Of the lines in the records that follow, how many include the word "this"? Answer with a bare number.

--- Begin Records for the exercise ---

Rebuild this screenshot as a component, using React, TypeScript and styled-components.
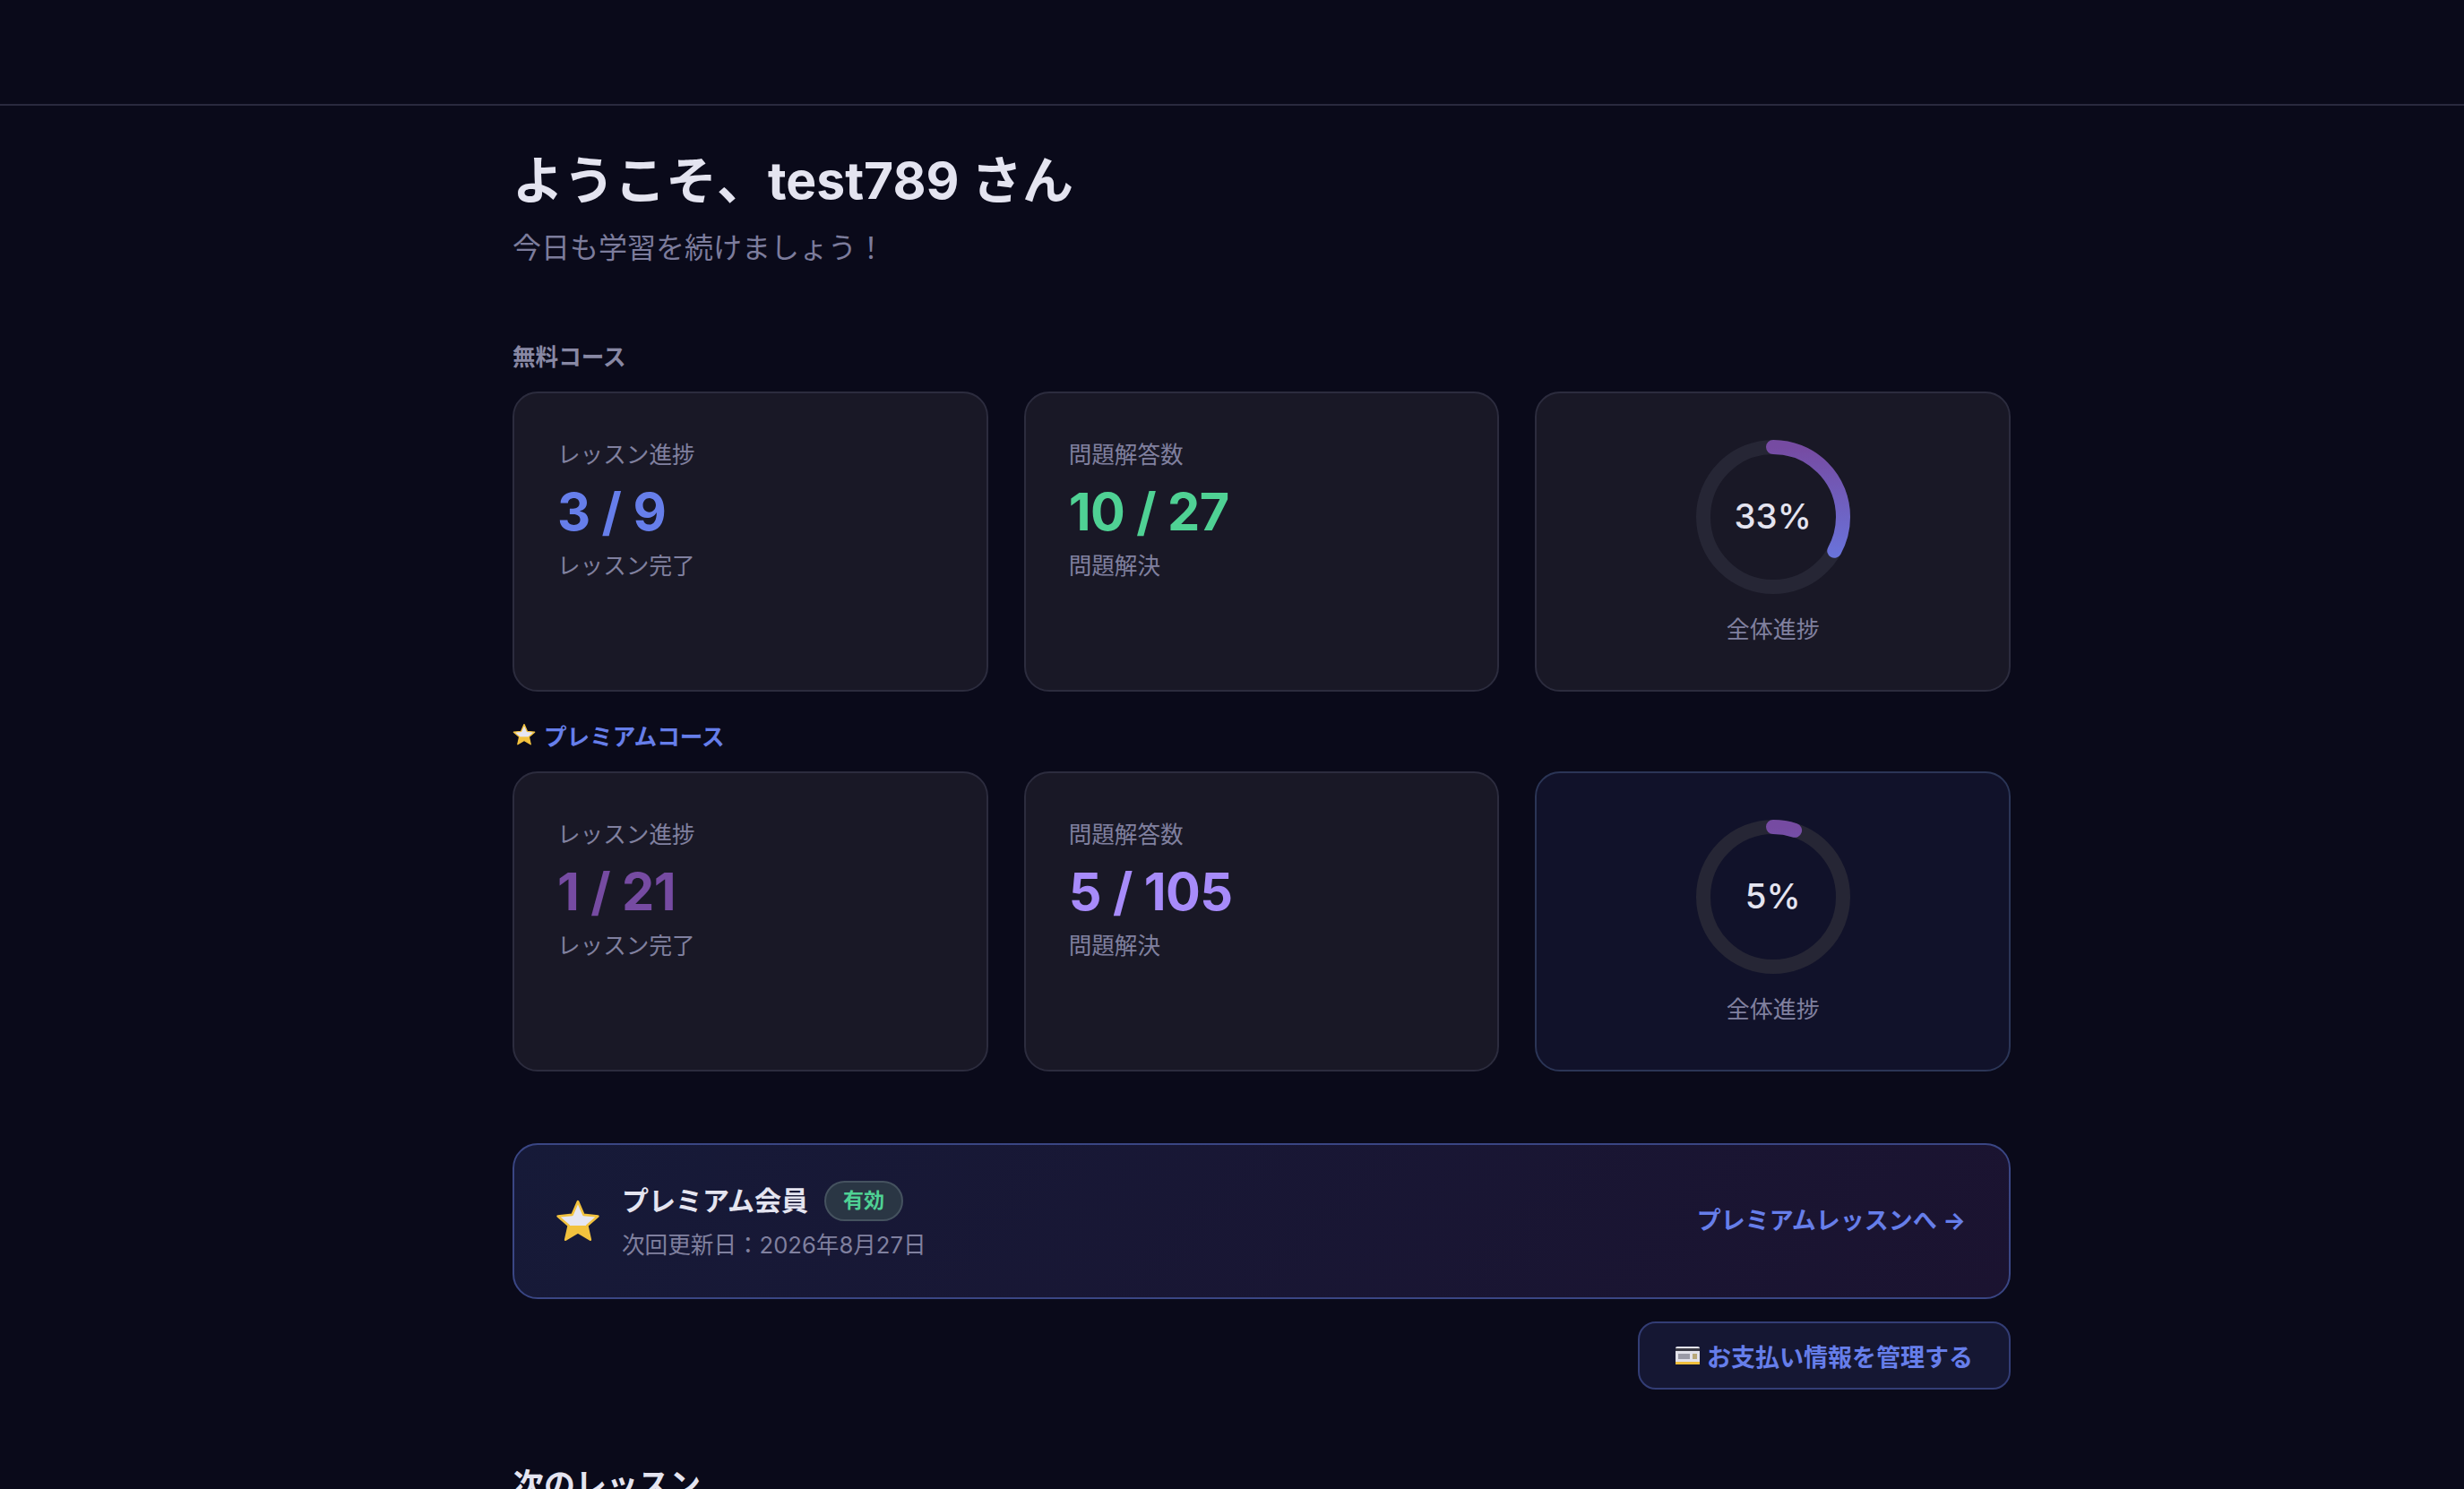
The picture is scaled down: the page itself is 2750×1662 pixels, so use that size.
import React from 'react'
import styled, { createGlobalStyle } from 'styled-components'

const GlobalStyle = createGlobalStyle`
  html, body {
    margin: 0;
    height: 100%;
    overflow: hidden;
    background: #0a0a1a;
  }
  body {
    font-family: Inter, "Noto Sans CJK JP", sans-serif;
    color: #e4e4f0;
  }
`

const Page = styled.div`
  height: 100vh;
  overflow: hidden;
`

const TopBar = styled.header`
  height: 116px;
  border-bottom: 2px solid #2a2a3e;
`

const Main = styled.main`
  width: 1672px;
  margin-left: 572px;
  padding-top: 48px;
`

const Title = styled.h1`
  margin: 0;
  font-size: 57px;
  line-height: 72px;
  font-weight: 700;
  color: #e4e4f0;
`

const Subtitle = styled.p`
  margin: 16px 0 0;
  font-size: 32px;
  line-height: 46px;
  color: #7c7c9c;
`

const SectionLabel = styled.div<{ $premium?: boolean; $first?: boolean }>`
  display: flex;
  align-items: center;
  gap: 9px;
  height: 36px;
  margin: ${p => (p.$first ? '78px' : '30px')} 0 23px;
  font-size: 25.6px;
  font-weight: 700;
  color: ${p => (p.$premium ? '#667eea' : '#8888a4')};
`

const CardGrid = styled.div`
  display: grid;
  grid-template-columns: repeat(3, 1fr);
  gap: 40px;
`

const Card = styled.div<{ $premium?: boolean }>`
  box-sizing: border-box;
  height: 335px;
  padding: 50px 48px 48px;
  border-radius: 28px;
  background: ${p => (p.$premium ? '#11122a' : '#191826')};
  border: 2px solid ${p => (p.$premium ? '#2b3556' : '#2c2c3e')};
`

const RingCard = styled(Card)`
  display: flex;
  flex-direction: column;
  align-items: center;
  padding-top: 52px;
`

const CardLabel = styled.div`
  font-size: 25.6px;
  line-height: 38px;
  color: #80809f;
`

const CardValue = styled.div<{ $color: string }>`
  margin: 8px 0 6px;
  font-size: 57.6px;
  line-height: 72px;
  font-weight: 700;
  letter-spacing: -0.6px;
  color: ${p => p.$color};
`

const RingWrap = styled.div`
  position: relative;
  width: 172px;
  height: 172px;
`

const RingSvg = styled.svg`
  display: block;
  transform: rotate(-90deg);
`

const RingText = styled.div`
  position: absolute;
  inset: 0 0 3px;
  display: flex;
  align-items: center;
  justify-content: center;
  font-size: 38.4px;
  font-weight: 500;
  color: #e4e4f0;
`

const RingLabel = styled(CardLabel)`
  margin-top: 21px;
  font-size: 26px;
`

const Banner = styled.section`
  display: flex;
  align-items: center;
  justify-content: space-between;
  box-sizing: border-box;
  height: 174px;
  margin-top: 80px;
  padding: 0 48px 0 46px;
  border: 2px solid #3a4684;
  border-radius: 28px;
  background: linear-gradient(135deg, #161a38, #1b1330);
`

const BannerInfo = styled.div`
  display: flex;
  align-items: center;
  gap: 24px;
`

const BannerName = styled.div`
  display: flex;
  align-items: center;
  gap: 18px;
  font-size: 30px;
  line-height: 46px;
  font-weight: 700;
  color: #e4e4f0;
`

const Badge = styled.span`
  box-sizing: border-box;
  display: inline-flex;
  align-items: center;
  justify-content: center;
  width: 88px;
  height: 45px;
  border-radius: 23px;
  border: 2px solid #45525f;
  background: #2a3644;
  font-size: 23px;
  font-weight: 700;
  color: #4fd194;
`

const BannerSub = styled.div`
  margin-top: 8px;
  font-size: 25.6px;
  line-height: 38px;
  color: #80809f;
`

const BannerLink = styled.a`
  padding-bottom: 6px;
  font-size: 27px;
  font-weight: 700;
  color: #667eea;
  text-decoration: none;
`

const ManageRow = styled.div`
  display: flex;
  justify-content: flex-end;
  margin-top: 25px;
`

const ManageButton = styled.button`
  display: inline-flex;
  align-items: center;
  justify-content: center;
  gap: 8px;
  box-sizing: border-box;
  width: 416px;
  height: 76px;
  padding: 0;
  white-space: nowrap;
  border: 2px solid #333d75;
  border-radius: 20px;
  background: #151733;
  font-family: inherit;
  font-size: 27px;
  font-weight: 700;
  color: #667eea;
`

const NextTitle = styled.h2`
  margin: 81px 0 0;
  font-size: 35px;
  line-height: 50px;
  font-weight: 700;
  color: #e4e4f0;
`

const Star = ({ size }: { size: number }) => (
  <svg width={size} height={size} viewBox="0 0 48 48">
    <defs>
      <linearGradient id={`star-${size}`} x1="0" y1="0" x2="0" y2="1">
        <stop offset="0.62" stopColor="#e6e6f2" />
        <stop offset="0.63" stopColor="#f2c23e" />
      </linearGradient>
    </defs>
    <path
      d="M24 3l6.2 14.2 15.3 1.5-11.6 10.1 3.4 15.1L24 36l-13.3 7.9 3.4-15.1L2.5 18.7l15.3-1.5z"
      fill={`url(#star-${size})`}
      stroke="#f2c23e"
      strokeWidth="2.5"
      strokeLinejoin="round"
    />
  </svg>
)

const CardIcon = () => (
  <svg width="27" height="20" viewBox="0 0 27 20">
    <rect width="27" height="20" rx="2" fill="#e2e2ea" />
    <rect y="2" width="27" height="3" fill="#3a3a44" />
    <rect y="17" width="27" height="3" fill="#f0bf3c" />
    <rect x="3" y="8" width="13" height="6" fill="#9a9aa6" />
    <rect x="19" y="8" width="5" height="6" fill="#b8a878" />
  </svg>
)

const R = 78
const CIRC = 2 * Math.PI * R

const Ring = ({ percent, id }: { percent: number; id: string }) => (
  <RingWrap>
    <RingSvg width="172" height="172" viewBox="0 0 172 172">
      <defs>
        <linearGradient id={id} x1="0" y1="0" x2="1" y2="0">
          <stop offset="0" stopColor="#667eea" />
          <stop offset="1" stopColor="#764ba2" />
        </linearGradient>
      </defs>
      <circle cx="86" cy="86" r={R} fill="none" stroke="#262635" strokeWidth="16" />
      <circle
        cx="86"
        cy="86"
        r={R}
        fill="none"
        stroke={`url(#${id})`}
        strokeWidth="16"
        strokeLinecap="round"
        strokeDasharray={`${(CIRC * percent) / 100} ${CIRC}`}
      />
    </RingSvg>
    <RingText>{percent}%</RingText>
  </RingWrap>
)

const StatCard = ({ label, value, unit, color }: { label: string; value: string; unit: string; color: string }) => (
  <Card>
    <CardLabel>{label}</CardLabel>
    <CardValue $color={color}>{value}</CardValue>
    <CardLabel>{unit}</CardLabel>
  </Card>
)

export default function App() {
  return (
    <Page>
      <GlobalStyle />
      <TopBar />
      <Main>
        <Title>ようこそ、test789 さん</Title>
        <Subtitle>今日も学習を続けましょう！</Subtitle>

        <SectionLabel $first>無料コース</SectionLabel>
        <CardGrid>
          <StatCard label="レッスン進捗" value="3 / 9" unit="レッスン完了" color="#667eea" />
          <StatCard label="問題解答数" value="10 / 27" unit="問題解決" color="#4fd194" />
          <RingCard>
            <Ring percent={33} id="ring-free" />
            <RingLabel>全体進捗</RingLabel>
          </RingCard>
        </CardGrid>

        <SectionLabel $premium>
          <Star size={26} />
          プレミアムコース
        </SectionLabel>
        <CardGrid>
          <StatCard label="レッスン進捗" value="1 / 21" unit="レッスン完了" color="#764ba2" />
          <StatCard label="問題解答数" value="5 / 105" unit="問題解決" color="#a78bfa" />
          <RingCard $premium>
            <Ring percent={5} id="ring-premium" />
            <RingLabel>全体進捗</RingLabel>
          </RingCard>
        </CardGrid>

        <Banner>
          <BannerInfo>
            <Star size={50} />
            <div>
              <BannerName>
                プレミアム会員
                <Badge>有効</Badge>
              </BannerName>
              <BannerSub>次回更新日：2026年8月27日</BannerSub>
            </div>
          </BannerInfo>
          <BannerLink href="#">プレミアムレッスンへ →</BannerLink>
        </Banner>

        <ManageRow>
          <ManageButton>
            <CardIcon />
            お支払い情報を管理する
          </ManageButton>
        </ManageRow>

        <NextTitle>次のレッスン</NextTitle>
      </Main>
    </Page>
  )
}
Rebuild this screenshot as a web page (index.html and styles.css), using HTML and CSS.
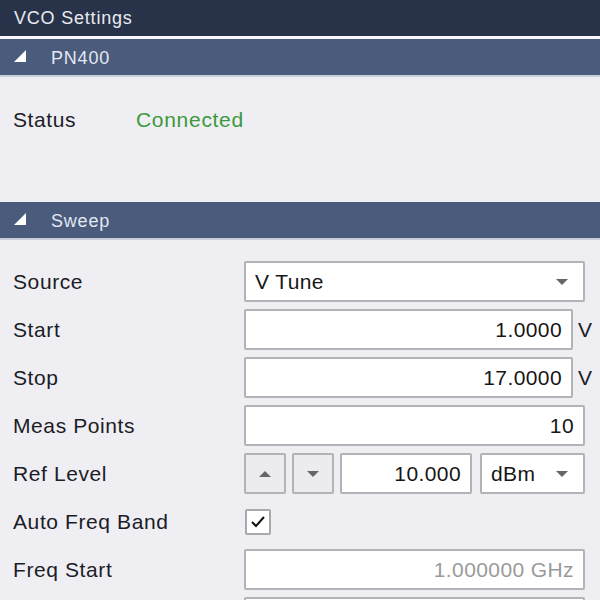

--- End Records for the exercise ---

> _The reply_
2